To learn a passage-ranking method, we used previously proposed features along with features which were not used before for learning passage ranking functions. These features are query-independent passage-relevance priors adopted from work on using document relevance priors for Web search.

Empirical evaluation performed with a suite of datasets demonstrated the effectiveness of our methods. Our most effective method integrates document-based features with passage-based features of the document’s most highly ranked passage. In addition, our best performing method was shown to outperform the use of different sets of document-based features. Further exploration provided support to the merits of using an effective passage ranking method. We also showed that our passage-ranking method yields state-of-the-art passage retrieval performance.
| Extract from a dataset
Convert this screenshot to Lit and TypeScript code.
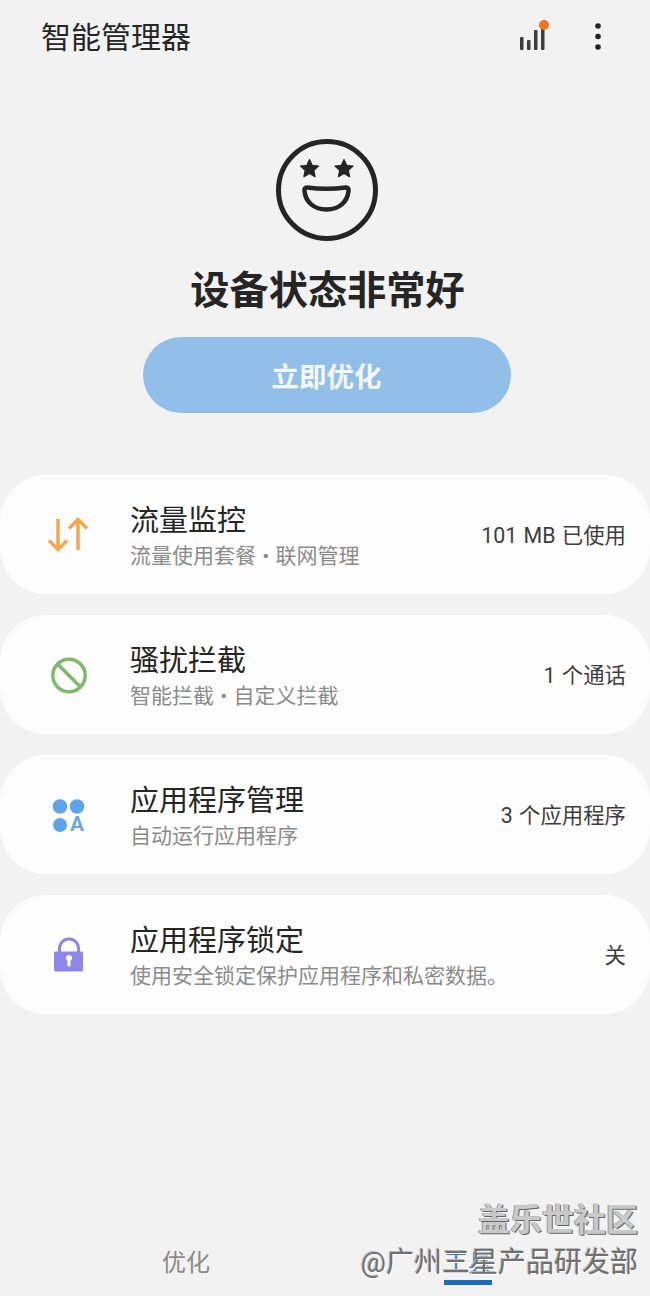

For future work we intend to integrate in our methods additional passage-based features; e.g., those induced from inter-passage similarities (cf., Sheetrit and Kurland (2019)). We also plan to explore how our methods can be used for, and with, pseudo-feedback-query expansion. A case in point, we can apply query expansion at the passage-level, document-level, or both, so as to enrich the feature set used. Applying our methods with additional datasets (e.g., MS MARCO (Nguyen et al. 2016)) is also a future direction we intend to pursue.